The Lotus Cars Community banner

1 - 19 of 19 Posts

·
Premium Member
Joined
·
6,511 Posts
Discussion Starter #1
Towards the end of the season, if I did a rough shift when cold etc, I started to hear a bit of a thunk in the rear. I am starting to think the motor mounts may need attention.
1. Do they wear out or break?
2. Are they difficult to change? Don't want full race mounts like I did in Elise unless they DO NOT turn car in a vibrator.

What are my options??
 

·
Premium Member
Joined
·
6,511 Posts
Discussion Starter #2 (Edited)
While doing end of season service I noticed one of the lateral rubber sections on front motor mount is loose.
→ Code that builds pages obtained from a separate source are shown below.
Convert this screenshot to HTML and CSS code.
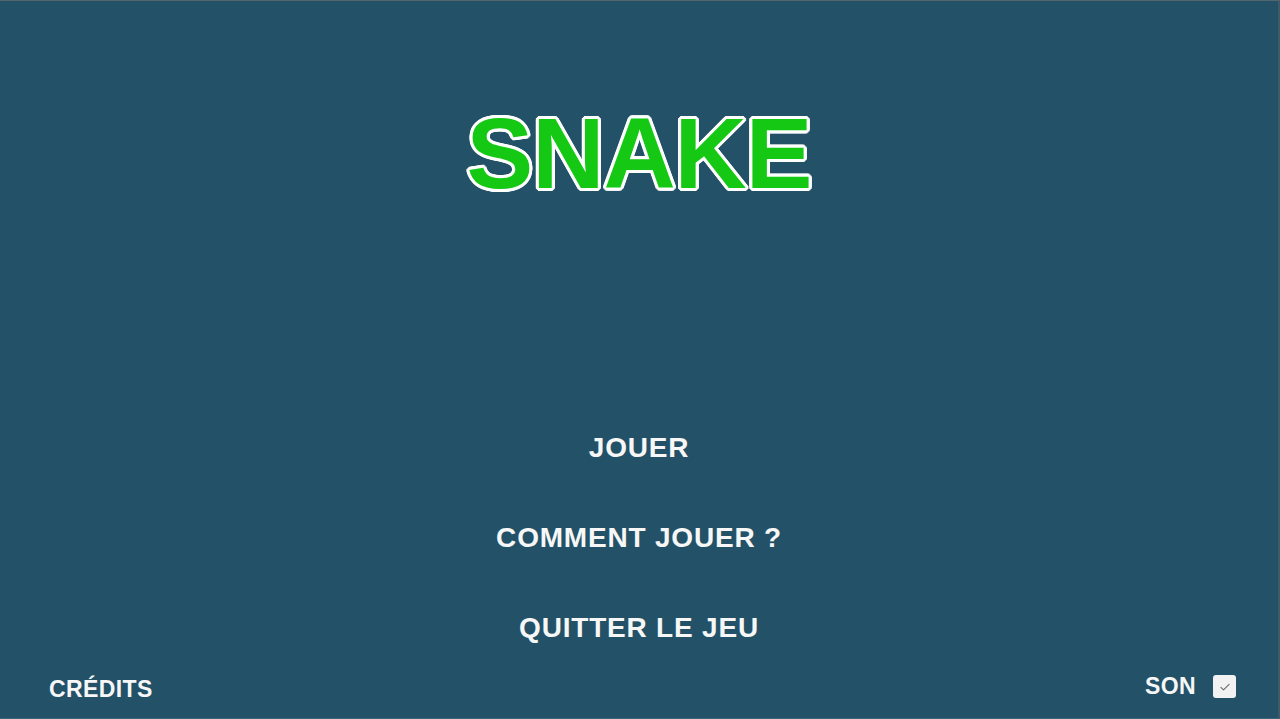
FILE: index.html
```html
<!DOCTYPE html>
<html lang="fr">
<head>
  <meta charset="UTF-8">
  <meta name="viewport" content="width=device-width, initial-scale=1.0">
  <title>Snake</title>
  <link rel="stylesheet" href="styles.css">
</head>
<body>
  <div class="screen">
    <header class="title-area">
      <h1 class="game-title">SNAKE</h1>
    </header>

    <nav class="menu">
      <a href="#" class="menu-item">JOUER</a>
      <a href="#" class="menu-item">COMMENT JOUER ?</a>
      <a href="#" class="menu-item">QUITTER LE JEU</a>
    </nav>

    <footer class="footer">
      <a href="#" class="credits">CRÉDITS</a>
      <label class="sound-toggle">
        <span class="sound-label">SON</span>
        <span class="checkbox">
          <svg viewBox="0 0 24 24" width="14" height="14">
            <path d="M5 12.5l4.5 4.5L19 7.5" fill="none" stroke="#6b6b6b" stroke-width="1.8" stroke-linecap="round" stroke-linejoin="round"/>
          </svg>
        </span>
      </label>
    </footer>
  </div>
</body>
</html>
```

FILE: styles.css
```css
html, body {
  margin: 0;
  padding: 0;
}

body {
  font-family: "Liberation Sans", Arial, sans-serif;
  background: #235268;
  color: #f7f7f7;
}

.screen {
  height: 100vh;
  box-sizing: border-box;
  border-top: 1px solid #55656d;
  border-right: 2px solid #3e5b69;
  border-bottom: 1px solid #3a6578;
  display: flex;
  flex-direction: column;
}

.title-area {
  display: flex;
  justify-content: center;
  margin-top: 102px;
}

.game-title {
  margin: 0;
  font-size: 100px;
  line-height: 1;
  font-weight: 700;
  letter-spacing: -1px;
  color: #14c814;
  text-shadow:
    3px 0 0 #fff, -3px 0 0 #fff, 0 3px 0 #fff, 0 -3px 0 #fff,
    2px 2px 0 #fff, -2px 2px 0 #fff, 2px -2px 0 #fff, -2px -2px 0 #fff,
    3px 1px 0 #fff, -3px 1px 0 #fff, 3px -1px 0 #fff, -3px -1px 0 #fff,
    1px 3px 0 #fff, -1px 3px 0 #fff, 1px -3px 0 #fff, -1px -3px 0 #fff;
}

.menu {
  display: flex;
  flex-direction: column;
  align-items: center;
  gap: 62px;
  margin-top: 231px;
}

.menu-item {
  font-size: 28px;
  line-height: 1;
  font-weight: 700;
  letter-spacing: 0.8px;
  color: #f7f7f7;
  text-decoration: none;
}

.footer {
  display: flex;
  justify-content: space-between;
  align-items: center;
  margin-top: 30px;
  padding: 0 42px 0 49px;
}

.credits {
  font-size: 23px;
  line-height: 1;
  font-weight: 700;
  letter-spacing: 0.4px;
  color: #f7f7f7;
  text-decoration: none;
  margin-top: 6px;
}

.sound-toggle {
  display: flex;
  align-items: center;
  gap: 17px;
}

.sound-label {
  font-size: 23px;
  line-height: 1;
  font-weight: 700;
  letter-spacing: 0.4px;
}

.checkbox {
  width: 23px;
  height: 23px;
  border-radius: 3px;
  background: #f2f2f2;
  display: flex;
  align-items: center;
  justify-content: center;
}
```
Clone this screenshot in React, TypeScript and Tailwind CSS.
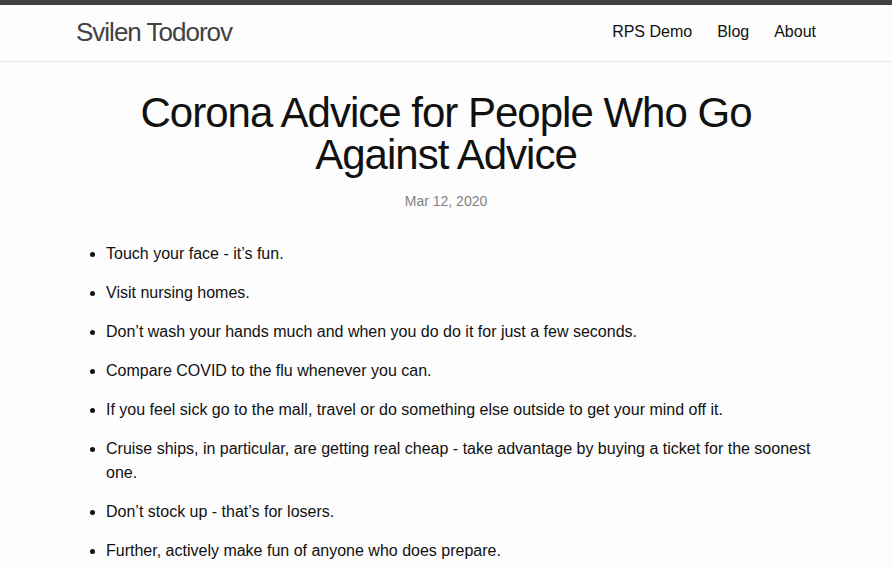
const ITEMS = [
  'Touch your face - it’s fun.',
  'Visit nursing homes.',
  'Don’t wash your hands much and when you do do it for just a few seconds.',
  'Compare COVID to the flu whenever you can.',
  'If you feel sick go to the mall, travel or do something else outside to get your mind off it.',
  'Cruise ships, in particular, are getting real cheap - take advantage by buying a ticket for the soonest one.',
  'Don’t stock up - that’s for losers.',
  'Further, actively make fun of anyone who does prepare.',
]

export default function App() {
  return (
    <div className="min-h-screen bg-[#fdfdfd] text-[#111] font-['Liberation_Sans',Arial,sans-serif]">
      {/* ── Header ── */}
      <header className="border-t-[5px] border-b border-t-[#424242] border-b-[#e8e8e8]">
        <div className="max-w-[800px] h-[56px] mx-auto px-[30px] flex items-start justify-between">
          <a href="#" className="text-[26px] leading-[54px] tracking-[-1px] text-[#424242]">
            Svilen Todorov
          </a>
          <nav className="self-center flex items-center gap-[25px] text-base leading-6 pb-0.5">
            <a href="#">RPS Demo</a>
            <a href="#">Blog</a>
            <a href="#">About</a>
          </nav>
        </div>
      </header>

      {/* ── Post ── */}
      <main className="py-[30px]">
        <article className="max-w-[800px] mx-auto px-[30px]">
          <header className="text-center mb-[30px]">
            <h1 className="text-[42px] leading-[42px] tracking-[-1px] mb-[15px]">
              Corona Advice for People Who Go Against Advice
            </h1>
            <p className="text-sm leading-[21px] text-[#828282]">Mar 12, 2020</p>
          </header>

          <ul className="list-disc ml-[30px] text-base leading-6">
            {ITEMS.map((item) => (
              <li key={item} className="mb-[15px]">{item}</li>
            ))}
          </ul>
        </article>
      </main>
    </div>
  )
}
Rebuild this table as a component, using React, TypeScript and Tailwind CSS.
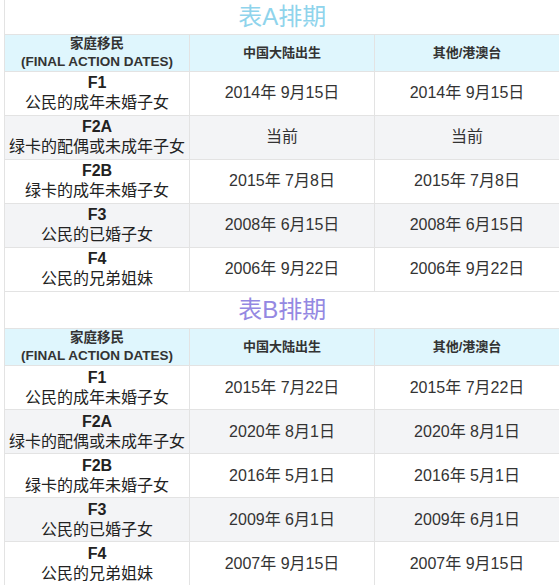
import React from "react"

type Row = { code: string; label: string; china: string; other: string }

const tableA: Row[] = [
  { code: "F1", label: "公民的成年未婚子女", china: "2014年 9月15日", other: "2014年 9月15日" },
  { code: "F2A", label: "绿卡的配偶或未成年子女", china: "当前", other: "当前" },
  { code: "F2B", label: "绿卡的成年未婚子女", china: "2015年 7月8日", other: "2015年 7月8日" },
  { code: "F3", label: "公民的已婚子女", china: "2008年 6月15日", other: "2008年 6月15日" },
  { code: "F4", label: "公民的兄弟姐妹", china: "2006年 9月22日", other: "2006年 9月22日" }
]

const tableB: Row[] = [
  { code: "F1", label: "公民的成年未婚子女", china: "2015年 7月22日", other: "2015年 7月22日" },
  { code: "F2A", label: "绿卡的配偶或未成年子女", china: "2020年 8月1日", other: "2020年 8月1日" },
  { code: "F2B", label: "绿卡的成年未婚子女", china: "2016年 5月1日", other: "2016年 5月1日" },
  { code: "F3", label: "公民的已婚子女", china: "2009年 6月1日", other: "2009年 6月1日" },
  { code: "F4", label: "公民的兄弟姐妹", china: "2007年 9月15日", other: "2007年 9月15日" }
]

function BulletinTable({
  title,
  titleClass,
  titleHeight,
  rows
}: {
  title: string
  titleClass: string
  titleHeight: string
  rows: Row[]
}) {
  return (
    <table className="w-[555px] table-fixed border-collapse">
      <colgroup>
        <col className="w-[185px]" />
        <col className="w-[185px]" />
        <col className="w-[185px]" />
      </colgroup>
      <tbody>
        <tr>
          <td
            colSpan={3}
            className={`${titleHeight} border-l border-b border-[#e3e3e3] p-0 text-center align-middle text-[24px] leading-none ${titleClass}`}
          >
            {title}
          </td>
        </tr>
        <tr className="h-[37px] bg-[#dff6fd]">
          <td className="border border-[#e3e3e3] p-0 text-center text-[13.5px] font-bold leading-[18px] text-[#333]">
            家庭移民
            <br />
            (FINAL ACTION DATES)
          </td>
          <td className="border border-[#e3e3e3] p-0 text-center text-[13px] font-bold leading-[18px] text-[#333]">
            中国大陆出生
          </td>
          <td className="border border-[#e3e3e3] p-0 text-center text-[13px] font-bold leading-[18px] text-[#333]">
            其他/港澳台
          </td>
        </tr>
        {rows.map((r, i) => (
          <tr key={r.code} className={`h-[44px] ${i % 2 === 1 ? "bg-[#f3f4f6]" : "bg-white"}`}>
            <td className="border border-[#e3e3e3] p-0 text-center text-[16px] leading-[20px] text-[#222]">
              <span className="font-bold">{r.code}</span>
              <br />
              {r.label}
            </td>
            <td className="border border-[#e3e3e3] p-0 text-center text-[16px] leading-[20px] text-[#333]">
              {r.china}
            </td>
            <td className="border border-[#e3e3e3] p-0 text-center text-[16px] leading-[20px] text-[#333]">
              {r.other}
            </td>
          </tr>
        ))}
      </tbody>
    </table>
  )
}

export default function App() {
  return (
    <div
      className="h-[585px] w-[559px] overflow-hidden bg-white pl-[4px]"
      style={{ fontFamily: '"Liberation Sans", "Noto Sans CJK SC", sans-serif' }}
    >
      <BulletinTable title="表A排期" titleClass="text-[#8fd4ec]" titleHeight="h-[34px]" rows={tableA} />
      <BulletinTable title="表B排期" titleClass="text-[#9488e2]" titleHeight="h-[37px]" rows={tableB} />
    </div>
  )
}
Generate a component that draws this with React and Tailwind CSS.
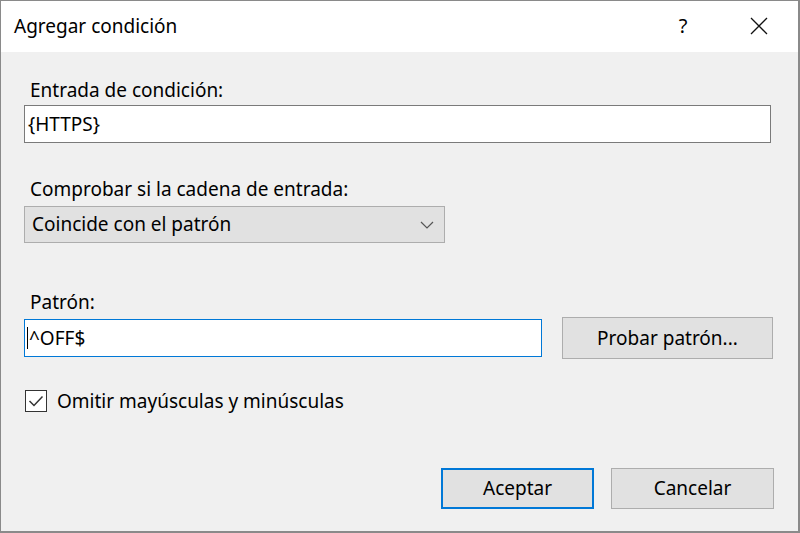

Anybody done this job yet? Trying to decide if this is DIY, or being on a trolley will haunt me here.
May cluster together with serpentine belt replacement and anything else logical to do at same time. Thoughts?
 

·
Illegal Alien
Joined
·
4,747 Posts

·
Premium Member
Joined
·
6,511 Posts
Discussion Starter #4
As I mentioned in the other mount thread I finally found, even in 4rth gear, a firm stab of the gas pedal now causes a noticeable clunk. I have all winter to play but if I hear that access etc is a nightmare, may use the Clint theory here.
 

·
Galactic Hitchhiker
Joined
·
380 Posts
I think we've only seen one bad Evora engine mount, and it was a D132A0224J rear. 2011 supercharged car.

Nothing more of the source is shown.